I've tried starting a new flower bed in our sticky clay Indiana yard. Last summer we killed the grass by covering it with a thick layer of wood chip mulch. I have so many questions! The soil is dense and sticky when wet, hard like cement when dry. Would you classify this area as "poorly drained," since some plants do well in that situation? Can I fix it by renting a tiller and tilling sand or peat moss into it? What do I do with the wood chips, remove them before tilling or till them in as well, hoping they rot into the soil by next year? Is there any other way besides tilling to get around this problem? I had $100 worth of new plants die after I planted them in this flower bed. The daylilies that are blooming are smaller than everyone else's in the area.

Comments (8)

  • watson_cebridge_net
    17 years ago

    I would definately till in as much compost as you can get your hands on. I would also add sand but I dont know how much. I dont think I would would add peat.If I remember right it holds moisture and your trying to get rid of it. You can go to hgtv and click on "gardening by the yard", I'm sure there was a program on this subject.

  • username_5
    17 years ago

    The basic run down on improving soil like that is as follows:

    1. Add about 2" of compost over the entire area. If you wish to till, then use about 4" and leave 1" for top dressing.

    2. Cover the entire area with an organic mulch such as wood chips, but prefer the smaller pieces as these break down and add humusy material to the soil faster.

    3. Plant.

    If this doesn't correct the soil enough to have plants survive then bring in screened, non clay based topsoil and raise the area 6", add a couple inches of compost and mulch.

  • rhizo_1 (North AL) zone 7
    17 years ago

    OMG, no sand, please! That's the absolute worst thing you can add to a bad clay soil. Organic matter and plenty of it!

  • meldy_nva
    17 years ago

    One can use gypsum to "loosen" clay soil. I've experimented with it, and it did work in a heavy clay site, for about 8 years (well, that area is still draining well after 25 years, but...). The catch is simply that while gypsum will help the soil texture, it is effective only within the applied area, thus water will drain to the bottom of the improved site, but then drains *very* slowly or accumulates on top of the un-improved clay base.

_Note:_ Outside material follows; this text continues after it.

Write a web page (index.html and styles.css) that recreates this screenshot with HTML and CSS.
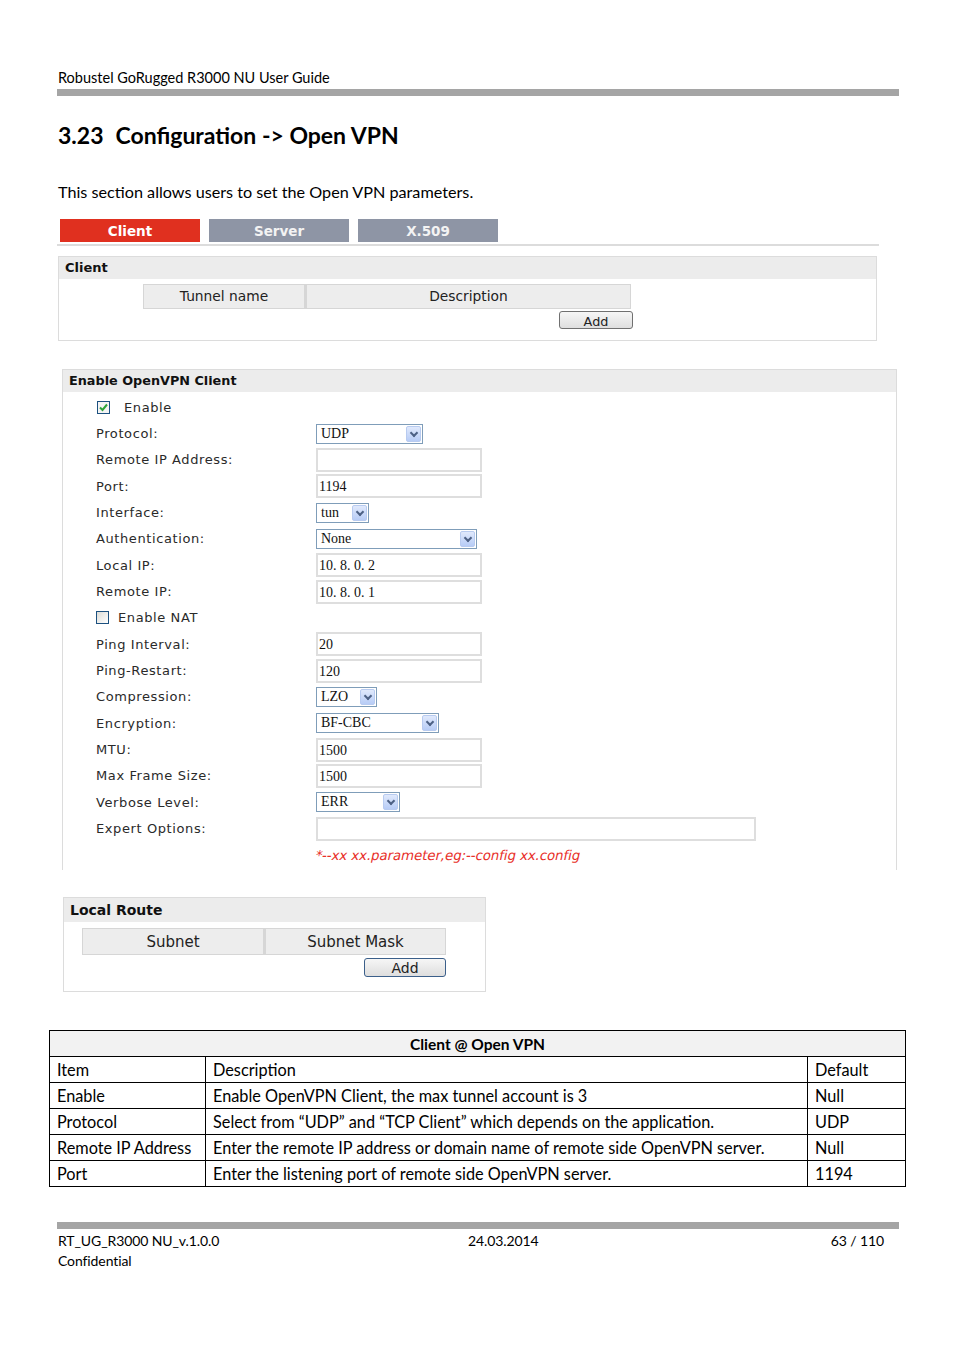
FILE: index.html
```html
<!DOCTYPE html>
<html>
<head>
<meta charset="utf-8">
<link rel="stylesheet" href="styles.css">
</head>
<body>
<div class="page">
  <div class="doc-header">Robustel GoRugged R3000 NU User Guide</div>
  <div class="rule"></div>
  <h1 class="title"><span class="num">3.23</span>Configuration -&gt; Open VPN</h1>
  <p class="intro">This section allows users to set the Open VPN parameters.</p>

  <div class="ui">
    <div class="tabs">
      <div class="tab active">Client</div>
      <div class="tab">Server</div>
      <div class="tab">X.509</div>
    </div>

    <div class="panel client-panel">
      <div class="panel-head">Client</div>
      <div class="list-wrap client-list">
        <div class="list-head">
          <div class="lh-cell tn">Tunnel name</div>
          <div class="lh-cell desc">Description</div>
        </div>
        <div class="btn-row"><span class="btn add1">Add</span></div>
      </div>
    </div>

    <div class="panel vpn-panel">
      <div class="panel-head">Enable OpenVPN Client</div>
      <div class="form">
        <div class="row check-row"><span class="cb checked"><svg viewBox="0 0 11 11" width="11" height="11"><path d="M2 5.5 L4.5 8 L9 2.5" fill="none" stroke="#2ea43a" stroke-width="2"/></svg></span><span class="cb-label">Enable</span></div>
        <div class="row"><span class="lbl">Protocol:</span><span class="sel w-udp"><span class="val">UDP</span><span class="arrow"></span></span></div>
        <div class="row"><span class="lbl">Remote IP Address:</span><span class="inp"></span></div>
        <div class="row"><span class="lbl">Port:</span><span class="inp">1194</span></div>
        <div class="row"><span class="lbl">Interface:</span><span class="sel w-tun"><span class="val">tun</span><span class="arrow"></span></span></div>
        <div class="row"><span class="lbl">Authentication:</span><span class="sel w-none"><span class="val">None</span><span class="arrow"></span></span></div>
        <div class="row"><span class="lbl">Local IP:</span><span class="inp">10.&#8197;8.&#8197;0.&#8197;2</span></div>
        <div class="row"><span class="lbl">Remote IP:</span><span class="inp">10.&#8197;8.&#8197;0.&#8197;1</span></div>
        <div class="row check-row"><span class="cb"></span><span class="cb-label nat">Enable NAT</span></div>
        <div class="row"><span class="lbl">Ping Interval:</span><span class="inp">20</span></div>
        <div class="row"><span class="lbl">Ping-Restart:</span><span class="inp">120</span></div>
        <div class="row"><span class="lbl">Compression:</span><span class="sel w-lzo"><span class="val">LZO</span><span class="arrow"></span></span></div>
        <div class="row"><span class="lbl">Encryption:</span><span class="sel w-bf"><span class="val">BF-CBC</span><span class="arrow"></span></span></div>
        <div class="row"><span class="lbl">MTU:</span><span class="inp">1500</span></div>
        <div class="row"><span class="lbl">Max Frame Size:</span><span class="inp">1500</span></div>
        <div class="row"><span class="lbl">Verbose Level:</span><span class="sel w-err"><span class="val">ERR</span><span class="arrow"></span></span></div>
        <div class="row"><span class="lbl">Expert Options:</span><span class="inp wide"></span></div>
        <div class="row hint-row"><span class="lbl"></span><span class="hint">*--xx xx.parameter,eg:--config xx.config</span></div>
      </div>
    </div>

    <div class="panel route-panel">
      <div class="panel-head">Local Route</div>
      <div class="list-wrap route-list">
        <div class="list-head">
          <div class="lh-cell sn">Subnet</div>
          <div class="lh-cell sm">Subnet Mask</div>
        </div>
        <div class="btn-row"><span class="btn add2">Add</span></div>
      </div>
    </div>
  </div>

  <table class="spec">
    <tr><th colspan="3">Client @ Open VPN</th></tr>
    <tr><td class="c1">Item</td><td class="c2">Description</td><td class="c3">Default</td></tr>
    <tr><td>Enable</td><td>Enable OpenVPN Client, the max tunnel account is 3</td><td>Null</td></tr>
    <tr><td>Protocol</td><td>Select from “UDP” and “TCP Client” which depends on the application.</td><td>UDP</td></tr>
    <tr><td>Remote IP Address</td><td>Enter the remote IP address or domain name of remote side OpenVPN server.</td><td>Null</td></tr>
    <tr><td>Port</td><td>Enter the listening port of remote side OpenVPN server.</td><td>1194</td></tr>
  </table>

  <div class="footer">
    <div class="rule foot-rule"></div>
    <div class="foot-line">
      <span class="f-left">RT_UG_R3000 NU_v.1.0.0</span>
      <span class="f-mid">24.03.2014</span>
      <span class="f-right">63 / 110</span>
    </div>
    <div class="foot-conf">Confidential</div>
  </div>
</div>
</body>
</html>
```
FILE: styles.css
```css
html, body {
  margin: 0;
  padding: 0;
  background: #ffffff;
}
.page {
  width: 954px;
  height: 1350px;
  position: relative;
  font-family: "Lato", "Open Sans", "Liberation Sans", sans-serif;
  color: #000;
}
.doc-header {
  padding: 69px 0 0 58px;
  font-size: 14.5px;
  line-height: 18px;
  height: 20px;
  box-sizing: content-box;
}
.rule {
  margin: 0 0 0 57px;
  width: 842px;
  height: 7px;
  background: #a5a5a5;
}
.title {
  margin: 0;
  padding: 24px 0 0 58px;
  font-size: 23px;
  line-height: 30px;
  font-weight: 700;
  height: 30px;
  box-sizing: content-box;
}
.title .num {
  margin-right: 12px;
}
.intro {
  margin: 0;
  padding: 32px 0 0 58px;
  font-size: 16.2px;
  line-height: 20px;
}

/* ---------- UI screenshot ---------- */
.ui {
  font-family: "DejaVu Sans", "Liberation Sans", sans-serif;
  font-size: 13px;
  color: #222;
  margin-top: 17px;
}
.tabs {
  margin-left: 57px;
  width: 822px;
  padding: 0 0 2px 3px;
  border-bottom: 2px solid #dcdcdc;
  display: flex;
  gap: 9px;
  box-sizing: border-box;
}
.tab {
  width: 140px;
  height: 23px;
  line-height: 24px;
  background: #8e95a5;
  color: #f3f3f3;
  text-align: center;
  font-weight: 700;
  font-family: "DejaVu Sans", sans-serif;
  font-size: 13.5px;
}
.tab.active {
  background: #e0301f;
  color: #ffffff;
}
.panel {
  border: 1px solid #dcdcdc;
  box-sizing: border-box;
  background: #fff;
}
.panel-head {
  background: #ececec;
  font-weight: 700;
  color: #111;
  font-size: 13px;
  height: 22px;
  line-height: 22px;
  padding-left: 6px;
}
.client-panel {
  margin: 10px 0 0 58px;
  width: 819px;
  height: 85px;
}
.list-wrap {
  display: flex;
  flex-direction: column;
}
.client-list {
  padding: 5px 0 0 84px;
}
.list-head {
  display: flex;
}
.lh-cell {
  background: #ededed;
  border: 1px solid #d6d6d6;
  text-align: center;
  box-sizing: border-box;
  height: 25px;
  line-height: 23px;
  color: #222;
  font-size: 13.8px;
}
.lh-cell + .lh-cell { border-left-width: 2px; }
.tn { width: 162px; }
.desc { width: 326px; }
.btn-row {
  display: flex;
  justify-content: flex-end;
}
.client-list .btn-row { width: 490px; }
.btn {
  display: block;
  box-sizing: border-box;
  border: 1px solid #707070;
  border-radius: 3px;
  background: linear-gradient(#f6f6f6, #dedede);
  text-align: center;
  color: #222;
}
.add1 {
  width: 74px;
  height: 18px;
  line-height: 20px;
  margin-top: 2px;
  font-size: 12.8px;
}
.vpn-panel {
  margin: 28px 0 0 62px;
  width: 835px;
  height: 501px;
  border-bottom: none;
}
.vpn-panel .panel-head {
  font-size: 12.8px;
}
.form {
  padding: 2px 0 0 33px;
}
.row {
  display: flex;
  align-items: center;
  height: 26.35px;
}
.lbl {
  width: 220px;
  flex: none;
  color: #2a2a2a;
  letter-spacing: 0.6px;
}
.check-row .cb-label {
  margin-left: 9px;
  color: #2a2a2a;
  letter-spacing: 0.6px;
}
.check-row:first-child .cb-label { margin-left: 14px; }
.check-row:first-child .cb { margin-left: 1px; }
.cb {
  width: 13px;
  height: 13px;
  box-sizing: border-box;
  border: 1px solid #1c5180;
  background: linear-gradient(135deg, #dcdcd7, #ffffff);
  display: flex;
  align-items: center;
  justify-content: center;
  flex: none;
}
.cb.checked { background: #f4f4f4; }
.inp {
  display: block;
  width: 166px;
  height: 24px;
  box-sizing: border-box;
  border: 2px solid #dedede;
  font-family: "Liberation Serif", "DejaVu Serif", serif;
  font-size: 14px;
  line-height: 21px;
  padding-left: 1px;
  color: #111;
}
.inp.wide { width: 440px; }
.sel {
  display: flex;
  align-items: center;
  justify-content: space-between;
  height: 20px;
  box-sizing: border-box;
  border: 1px solid #7f9db9;
  padding: 0 1px 0 4px;
  font-family: "Liberation Serif", "DejaVu Serif", serif;
  font-size: 14px;
  color: #111;
}
.arrow {
  width: 15px;
  height: 16px;
  box-sizing: border-box;
  border: 1px solid #b8cbf0;
  border-radius: 2px;
  background: linear-gradient(#e0e9fc, #b7ccf6);
  position: relative;
}
.arrow::after {
  content: "";
  position: absolute;
  left: 4px;
  top: 3px;
  width: 4px;
  height: 4px;
  border-right: 2px solid #4d6185;
  border-bottom: 2px solid #4d6185;
  transform: rotate(45deg);
}
.w-udp { width: 107px; }
.w-tun { width: 53px; }
.w-none { width: 161px; }
.w-lzo { width: 61px; }
.w-bf { width: 123px; }
.w-err { width: 84px; }
.hint {
  display: inline-block;
  color: #e8302a;
  font-size: 13.4px;
  transform: skewX(-12deg);
  transform-origin: left bottom;
  letter-spacing: -0.1px;
  margin-left: -2px;
}
.route-panel {
  margin: 27px 0 0 63px;
  width: 423px;
  height: 95px;
}
.route-panel .panel-head {
  font-size: 14px;
  height: 24px;
  line-height: 24px;
}
.route-list {
  padding: 6px 0 0 18px;
}
.route-list .lh-cell {
  height: 27px;
  line-height: 26px;
  font-size: 15px;
}
.sn { width: 182px; }
.sm { width: 182px; }
.route-list .btn-row { width: 364px; }
.add2 {
  width: 82px;
  height: 19px;
  line-height: 19px;
  margin-top: 3px;
  border-color: #3b5f8a;
  font-size: 14px;
}

/* ---------- spec table ---------- */
.spec {
  margin: 38px 0 0 49px;
  width: 857px;
  border-collapse: collapse;
  font-size: 16.3px;
}
.spec th, .spec td {
  border: 1px solid #000;
  height: 25px;
  padding: 0 0 0 7px;
  text-align: left;
  line-height: 24px;
  font-weight: 400;
}
.spec th {
  background: #f2f2f2;
  text-align: center;
  font-weight: 700;
  padding: 0;
  font-size: 15.5px;
}
.spec .c1 { width: 148px; }
.spec .c2 { width: 594px; }

/* ---------- footer ---------- */
.footer {
  position: absolute;
  left: 0;
  top: 1222px;
  width: 954px;
}
.foot-rule { height: 7px; }
.foot-line {
  display: flex;
  margin: 3px 0 0 58px;
  width: 826px;
  font-size: 14px;
  line-height: 18px;
  letter-spacing: -0.1px;
}
.f-left { width: 410px; }
.f-mid { flex: 1; }
.f-right { text-align: right; }
.foot-conf {
  margin: 2px 0 0 58px;
  font-size: 14px;
  line-height: 18px;
  letter-spacing: -0.1px;
}
```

One must prepare/dig very deeply [or work on a slope] to allow enough area for the accumulated water to percolate from the bottom of the bed without saturated the root area of your growing plants.

    Personally, I prefer to use raised beds made by the lasagna method because: raised beds inherently have good drainage; the lasagna method gives a very good soil in a short time (you can actually plant annuals immediately in the raw/cooking lasagna); and a properly-based lasagna will smother almost all weeds that may have already been in the chosen site. Oh, and home-made lasagna may be high-labor, but it's NOT expensive -- something consider if you have a budget (or a love of new bulbs, lol).

  • Chemocurl zn5b/6a Indiana
    17 years ago

    I too am in Indiana, and have clay. Just because it is sticky when wet, and like a rock when dry doesn't necessarily mean you have poor drainage. Is the ground around the area squishy after a heavy rain?

    What I have done sometimes in the past, is to spray an area with Round-up, and make sure it is killed off really well...usually totally brown after 2 weeks. Then I put down brown cardboard (or layers of newspaper will work too), and then mulched really well. I use the free tree trimmer mulch on the bottom, and dress it up some with some finer darker purchased mulch (also bark) When I go to plant, I scoot back the mulch, cut the cardboard if need be (or remove paper), dig an oversized hole for the plant, and then use some combination, of purchased top/potting soil, and water in well.

    It is so great to have an area all ready to receive plants, and is weed free both b4 and after planting. Then, just to be sure, I PREEN the mulch, as weed seeds will blow in and germinate in it too.

    Hope this helps.

    Sue

  • fernsk
    17 years ago

    What is the lasagna method? I am starting a new perennial bed - getting rid of patchy grass and planning on planting slowly but surely. I've been covering the area with old rugs to kill off the grass and then plan to start digging it in - I too have very hard packed clay soil - but there are some earthworms in there so I have some hope.

    Fern

  • username_5
    17 years ago

    Fern, you can get the basics of lasagna aka interbay mulching here

    It is basically using alternating layers of greens and browns to 'sheet compost'.

    The term is used very generally though and often means nothing more than covering the ground with several layers of newspaper, cardboard or any other organic material to prevent weeds and grasses from growing through it. On top of this might be compost. It could be any organic matter that will break down over time and become compost. Often a mulch of some sort is placed on top of everything.

    Lots of folks doing basically the same thing with variations in what they use and how they go about it.

    It kills existing vegetation (like your using carpet does) and enriches/conditions the soil at the same time.

    No need for tillers or shovels or sore backs.

  • meldy_nva
    17 years ago

    Personally, I don't think a single layer of paper or cardboard covered with mulch is lasagna -- I don't think edible pizza is edible lasagna either, for the same reason -- it's takes at least several repeating layers of differing ingredients to make lasagna :)

    The Interbay article is interesting, but as it says, Interbay Mulch is just another version of lasagna or sheet composting. Unfortunately, I go back far enough to remember the original Rodale's articles on sheet composting (1950s?) -- and my parent's comments that SC had been done by the better gardeners of Europe for hundreds of years.

    However, the important point is that it doesn't really matter what you call it -- layering of various fresh and dried organic materials, kept dampish, and topped with a light-blocking cover (whether of burlap or shredded leaves or another type of mulch) *does* make an excellent soil, and quickly.